By: Mike Maharrey
The Supreme Court handed down another opinion eroding the Fourth Amendment in a case that should have never gone to the federal court.
Kansas v. Glover revolves around a traffic stop by Douglas County Sheriff’s Deputy Mark Mehrer. He pulled Charles Glover over after running his license plate and finding that Glover had a suspended driver’s license. Glover entered a motion to suppresses evidence gathered during the stop, arguing there was no reasonable suspicion of an actual crime. The deputy stopped the car based on the assumption that the registered owner was probably driving.
The district court granted the motion. An appellate court overturned the lower court. The Kansas Supreme Court reversed again, holding that the stop violated the Fourth Amendment. According to the Kansas Supreme Court, Mehrer did not have reasonable suspicion to pull the vehicle over because his inference that Glover was behind the wheel amounted to “only a hunch.” The court further held the deputy’s “hunch” involved “applying and stacking unstated assumptions that are unreasonable without further factual basis.”
Kansas prosecutors appealed to the Supreme Court and it overturned the Kansas Supreme Court in an 8-1 decision. Writing for the majority, Justice Clarence Thomas said Mehrer “drew the commonsense inference that Glover was likely the driver of the vehicle, which provided more than reasonable suspicion to initiate the stop … The fact that the registered owner of a vehicle is not always the driver of the vehicle does not negate the reasonableness of [the officer’s] inferences.”
In her dissent, Justice Sonia Sotomayor wrote that the majority opinion “destroys Fourth Amendment jurisprudence that requires individualized suspicion.”
Reason lamented the decision by highlighting Sotomayor’s dissent.
Sotomayor was not wrong.
But this case was not a federal case. It should have never gone to the Supreme Court. And it wouldn’t have except for the bastardization of the 14th Amendment known as the “incorporation doctrine.”
The Supreme Court invented the incorporation doctrine out of thin air 57 years after the ratification of the 14th Amendment to apply the federal Bill of Rights to state governments.
A lot of civil libertarians like the incorporation doctrine because they believe the federal courts will protect our liberty from overreaching, onerous state and local governments. In theory, the incorporation doctrine empowers federal courts to police the states in order to stop state governments from violating individual rights. In practice, it centralizes power at the federal level and allows the Supreme Court to apply liberty-destroying decisions to the entire United States.
The theory falls apart because federal courts rarely hand down decisions that expand liberty. They almost always increase government power and place limitations on individual rights.
Kansas v. Glover provides an example of the tendency in the extreme. The state court handed down a decision that protected liberty and restrained government, only to be overruled by the central authority.

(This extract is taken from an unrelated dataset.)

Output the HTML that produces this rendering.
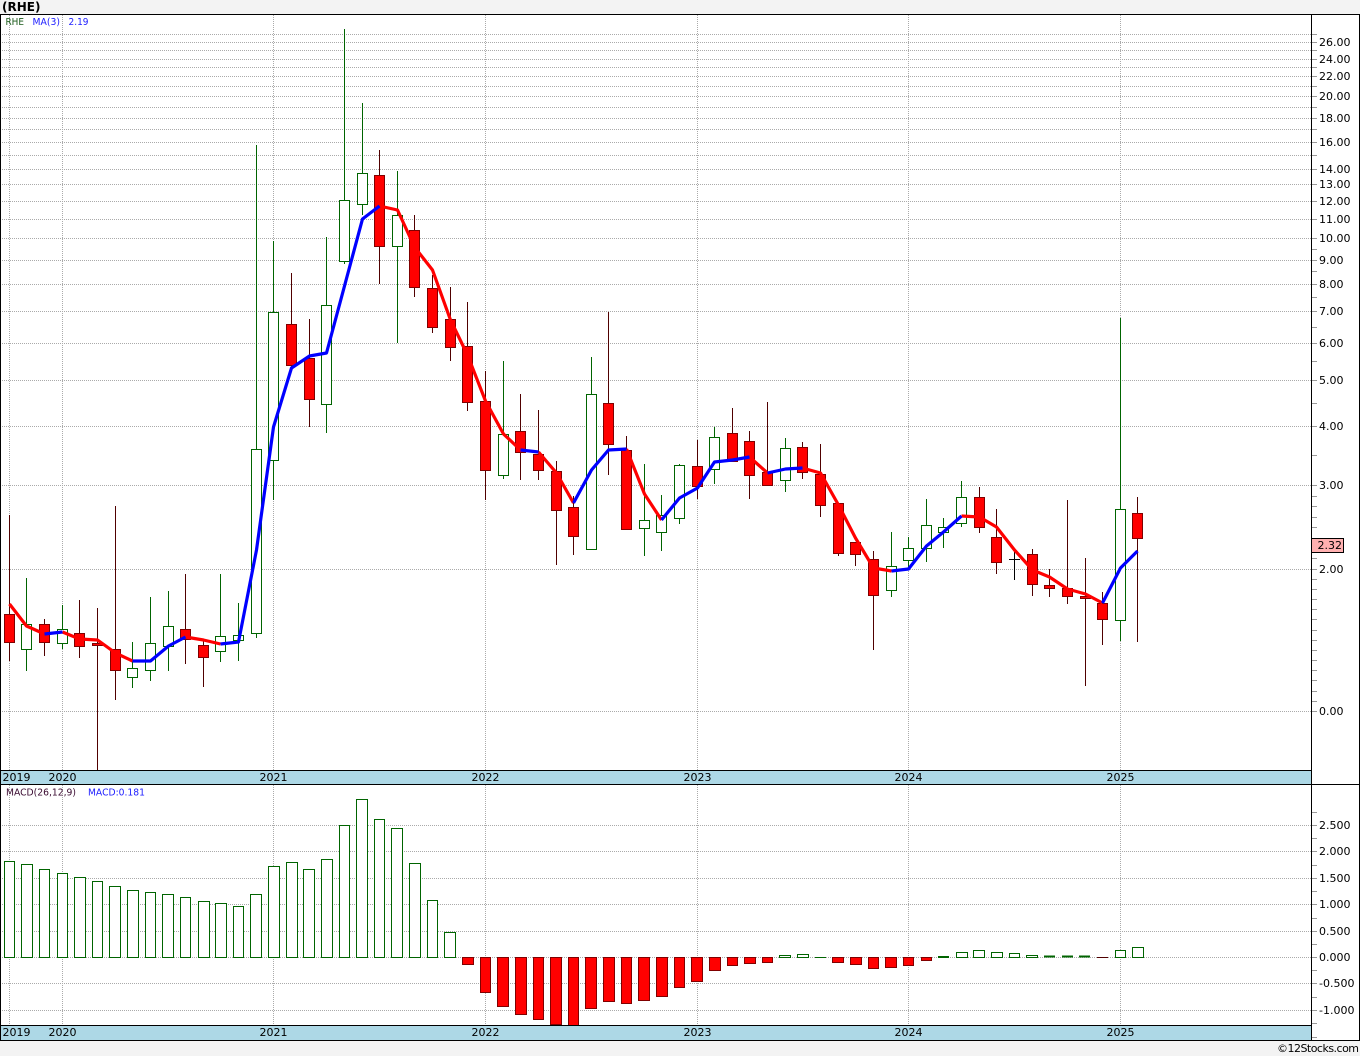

Sadly, the Kansas Supreme Court opened the door to federal intervention by basing its decision on the Fourth Amendment of the federal Bill of Rights. It should have rested its case on the Kansas state constitution. The state bill of rights § 15 reads as follows:
“Search and seizure. The right of the people to be secure in their persons and property against unreasonable searches and seizures, shall be inviolate; and no warrant shall issue but on probable cause, supported by oath or affirmation, particularly describing the place to be searched and the persons or property to be seized.”
There was no need to invoke the Fourth Amendment. But the Fourth Amendment got invoked because thanks to the incorporation doctrine, everything now qualifies as a federal case.
So, why do so many liberty-minded people possess this impulse to centralize power? What drives their fixation on monopolizing decision-making at the highest level?
In a nutshell – power. They operate on the misguided notion that they can someday gain control of the levers of power and impose liberty top-down.
The problem is it never happens. Centralized government is antithetical to individual liberty. It will never care about you.
And you will never control it.
“But, what if the state courts get it wrong?” they plead. “State and local governments can be just as tyrannical as the federal government,” they insist. “Are you saying we just have to put up with state or local tyranny?”
Fair questions. State courts often do get it wrong. The judicial branches of both state and federal governments typically side with the government when it comes to the extent of the government’s powers. But a bad outcome at the state level only applies to that state. A bad outcome at the Supreme Court ends up as a judicial precedent that applies all across the entire United States.
Kansas v. Glover illustrates the worst-case scenario. In this instance, the state court got it right. It was a win for liberty for Kansans. But thanks to the incorporation doctrine and the Supreme Court, we now have a judicial precedent that diminishes the Fourth Amendment and applies sets the precedent every single police department in the US will now follow.
We just centralized our way to another loss of liberty.
Centralizing government in the name of liberty will always fail. You might get a few crumbs from the table now and then. The Supreme Court will occasionally issue an opinion that protects liberty. But most of the time, it will hand down garbage that empowers government at the expense of your rights.